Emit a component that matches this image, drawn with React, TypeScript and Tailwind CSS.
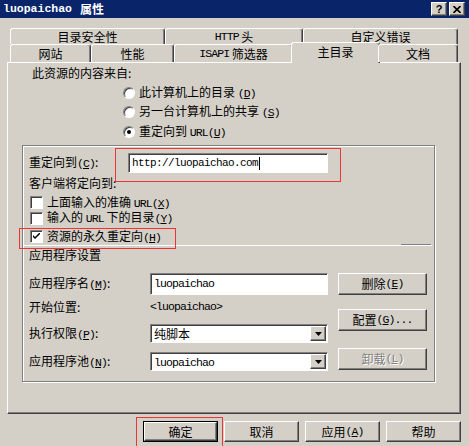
import React from 'react';

const raised =
  'border border-t-white border-l-white border-r-[#404040] border-b-[#404040] shadow-[inset_-1px_-1px_0_#808080] bg-[#d4d0c8]';
const sunken =
  'border border-t-[#808080] border-l-[#808080] border-r-white border-b-white shadow-[inset_1px_1px_0_#404040] bg-white';

function L({ children }: { children: React.ReactNode }) {
  return <span className="font-['Liberation_Mono'] text-[11.5px] tracking-[-0.9px]">{children}</span>;
}

function K({ k }: { k: string }) {
  return (
    <L>
      (<u>{k}</u>)
    </L>
  );
}

function Tab({ className, children }: { className: string; children: React.ReactNode }) {
  return (
    <div
      className={`${className} flex items-center justify-center rounded-t-[3px] border-l border-t border-r border-l-white border-t-white border-r-[#404040] shadow-[inset_-1px_0_0_#808080] bg-[#d4d0c8]`}
    >
      {children}
    </div>
  );
}

function Button({ className, children, disabled }: { className: string; children: React.ReactNode; disabled?: boolean }) {
  return (
    <div
      className={`${className} ${raised} flex items-center justify-center ${
        disabled ? 'text-[#808080] [text-shadow:1px_1px_0_#fff]' : ''
      }`}
    >
      {children}
    </div>
  );
}

function Radio({ checked, children }: { checked?: boolean; children: React.ReactNode }) {
  return (
    <div className="flex h-[16px] items-center gap-[4px]">
      <div className="flex h-[12px] w-[12px] items-center justify-center rounded-full border border-t-[#808080] border-l-[#808080] border-r-white border-b-white bg-white shadow-[inset_1px_1px_0_#404040]">
        {checked && <div className="h-[4px] w-[4px] rounded-full bg-black" />}
      </div>
      <span>{children}</span>
    </div>
  );
}

function Check({ checked, className, children }: { checked?: boolean; className: string; children: React.ReactNode }) {
  return (
    <div className={`${className} flex items-center gap-[4px]`}>
      <div className={`flex h-[13px] w-[13px] items-center justify-center ${sunken}`}>
        {checked && (
          <svg width="7" height="7" viewBox="0 0 7 7">
            <path d="M0 2 L0 4 L2 6 L7 1 L7 -1 L2 4 Z" fill="#000" />
          </svg>
        )}
      </div>
      <span>{children}</span>
    </div>
  );
}

function Select({ children }: { children: React.ReactNode }) {
  return (
    <div className={`flex h-[19px] w-[178px] items-center pl-[3px] ${sunken}`}>
      <span className="flex-1">{children}</span>
      <div className={`my-[1px] mr-[1px] flex h-[15px] w-[16px] items-center justify-center ${raised}`}>
        <svg width="7" height="4" viewBox="0 0 7 4">
          <path d="M0 0 H7 L3.5 4 Z" fill="#000" />
        </svg>
      </div>
    </div>
  );
}

export default function App() {
  return (
    <div className="relative flex h-[446px] w-[469px] flex-col overflow-hidden bg-[#d4d0c8] font-['Noto_Sans_CJK_SC',sans-serif] text-[12px] leading-[16px] text-black">
      {/* title bar */}
      <div className="flex h-[18px] items-center bg-[#0a246a] pl-[3px] text-white">
        <span className="font-['Liberation_Mono'] text-[11.5px] font-bold">luopaichao</span>
        <span className="ml-[8px] font-bold">属性</span>
        <div className="ml-auto mr-[4px] flex gap-[2px] text-black">
          <div className={`flex h-[14px] w-[16px] items-center justify-center text-[11px] font-bold ${raised}`}>
            <span className="font-['Liberation_Sans']">?</span>
          </div>
          <div className={`flex h-[14px] w-[16px] items-center justify-center ${raised}`}>
            <svg width="8" height="7" viewBox="0 0 8 7">
              <path d="M0.5 0 L7.5 7 M7.5 0 L0.5 7" stroke="#000" strokeWidth="1.6" />
            </svg>
          </div>
        </div>
      </div>

      {/* tabs */}
      <div className="mt-[10px] flex h-[16px] pl-[10px]">
        <Tab className="w-[155px]">目录安全性</Tab>
        <Tab className="w-[138px]">
          <L>HTTP</L>&nbsp;头
        </Tab>
        <Tab className="w-[155px]">自定义错误</Tab>
      </div>
      <div className="relative z-10 flex h-[18px] items-end pl-[10px]">
        <Tab className="h-[18px] w-[81px]">网站</Tab>
        <Tab className="h-[18px] w-[83px]">性能</Tab>
        <Tab className="h-[18px] w-[119px]">
          <L>ISAPI</L>&nbsp;筛选器
        </Tab>
        <Tab className="-mx-[2px] mb-[-1px] h-[21px] w-[89px] pb-[3px]">主目录</Tab>
        <Tab className="h-[18px] w-[80px]">文档</Tab>
      </div>

      {/* panel */}
      <div className="ml-[7px] flex h-[352px] w-[454px] flex-col border border-t-white border-l-white border-r-[#404040] border-b-[#404040] shadow-[inset_-1px_-1px_0_#808080]">
        <div className="mt-[2px] h-[16px] pl-[24px]">此资源的内容来自:</div>
        <div className="flex flex-col pl-[115px]">
          <div className="mt-[4px]">
            <Radio>
              此计算机上的目录 <K k="D" />
            </Radio>
          </div>
          <div className="mt-[3px]">
            <Radio>
              另一台计算机上的共享 <K k="S" />
            </Radio>
          </div>
          <div className="mt-[4px]">
            <Radio checked>
              重定向到 <L>URL</L>
              <K k="U" />
            </Radio>
          </div>
        </div>

        {/* group box */}
        <div className="ml-[14px] mt-[5px] flex h-[237px] w-[413px] flex-col border border-[#808080] shadow-[1px_1px_0_#fff,inset_1px_1px_0_#fff]">
          <div className="mt-[7px] flex h-[20px] items-center pl-[6px]">
            <span className="w-[99px]">
              重定向到<K k="C" />:
            </span>
            <div className={`flex h-[20px] w-[200px] items-center pl-[3px] ${sunken}`}>
              <span className="font-['Liberation_Mono'] text-[11px] tracking-[-0.6px]">http://luopaichao.com</span>
              <span className="ml-[1px] h-[13px] w-[1px] bg-black" />
            </div>
          </div>
          <div className="mt-[2px] h-[16px] pl-[6px]">客户端将定向到:</div>
          <Check className="mt-[4px] h-[15px] pl-[7px]">
            上面输入的准确 <L>URL</L>
            <K k="X" />
          </Check>
          <Check className="h-[16px] pl-[7px]">
            输入的 <L>URL</L> 下的目录<K k="Y" />
          </Check>
          <Check checked className="mt-[3px] h-[15px] pl-[7px]">
            资源的永久重定向<K k="H" />
          </Check>
          <div className="flex h-px justify-end pr-[3px]">
            <div className="h-px w-[30px] bg-[#808080]" />
          </div>
          <div className="h-px w-[409px] bg-white" />
          <div className="mt-[1px] h-[16px] pl-[6px]">应用程序设置</div>

          <div className="mt-[10px] flex pl-[6px]">
            <div className="flex flex-col">
              <div className="flex h-[22px] items-center">
                <span className="w-[121px]">
                  应用程序名<K k="M" />:
                </span>
                <div className={`flex h-[22px] w-[178px] items-center pl-[3px] ${sunken}`}>
                  <L>luopaichao</L>
                </div>
              </div>
              <div className="mt-[4px] flex h-[16px] items-center">
                <span className="w-[121px]">开始位置:</span>
                <L>&lt;luopaichao&gt;</L>
              </div>
              <div className="mt-[9px] flex h-[19px] items-center">
                <span className="w-[121px]">
                  执行权限<K k="P" />:
                </span>
                <Select>纯脚本</Select>
              </div>
              <div className="mt-[9px] flex h-[19px] items-center">
                <span className="w-[121px]">
                  应用程序池<K k="N" />:
                </span>
                <Select>
                  <L>luopaichao</L>
                </Select>
              </div>
            </div>
            <div className="ml-[10px] flex flex-col">
              <Button className="h-[22px] w-[89px]">
                删除<K k="E" />
              </Button>
              <Button className="mt-[14px] h-[22px] w-[89px]">
                配置<K k="G" />
                <L>...</L>
              </Button>
              <Button disabled className="mt-[17px] h-[22px] w-[89px]">
                卸载<K k="L" />
              </Button>
            </div>
          </div>
        </div>
      </div>

      {/* dialog buttons */}
      <div className="mt-[7px] flex pl-[143px]">
        <div className="h-[21px] w-[75px] border border-black">
          <Button className="h-full w-full">确定</Button>
        </div>
        <Button className="ml-[6px] h-[21px] w-[75px]">取消</Button>
        <Button className="ml-[6px] h-[21px] w-[75px]">
          应用<K k="A" />
        </Button>
        <Button className="ml-[6px] h-[21px] w-[75px]">帮助</Button>
      </div>

      {/* red annotation boxes */}
      <div className="absolute left-[115px] top-[148px] h-[34px] w-[226px] border border-[#f03434]" />
      <div className="absolute left-[19px] top-[228px] h-[21px] w-[157px] border border-[#f03434]" />
      <div className="absolute left-[136px] top-[417px] h-[40px] w-[87px] border border-[#f03434]" />
    </div>
  );
}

━━━━

**DIRECTIONS:** Please reproduce the listing exactly from its opening line through the line that contains "border-b-white shadow-[inset_1px_1px_0_#404040] bg-white';", both included, with all pictures omitted.

**FULL RESPONSE:**
Emit a component that matches this image, drawn with React, TypeScript and Tailwind CSS.
import React from 'react';

const raised =
  'border border-t-white border-l-white border-r-[#404040] border-b-[#404040] shadow-[inset_-1px_-1px_0_#808080] bg-[#d4d0c8]';
const sunken =
  'border border-t-[#808080] border-l-[#808080] border-r-white border-b-white shadow-[inset_1px_1px_0_#404040] bg-white';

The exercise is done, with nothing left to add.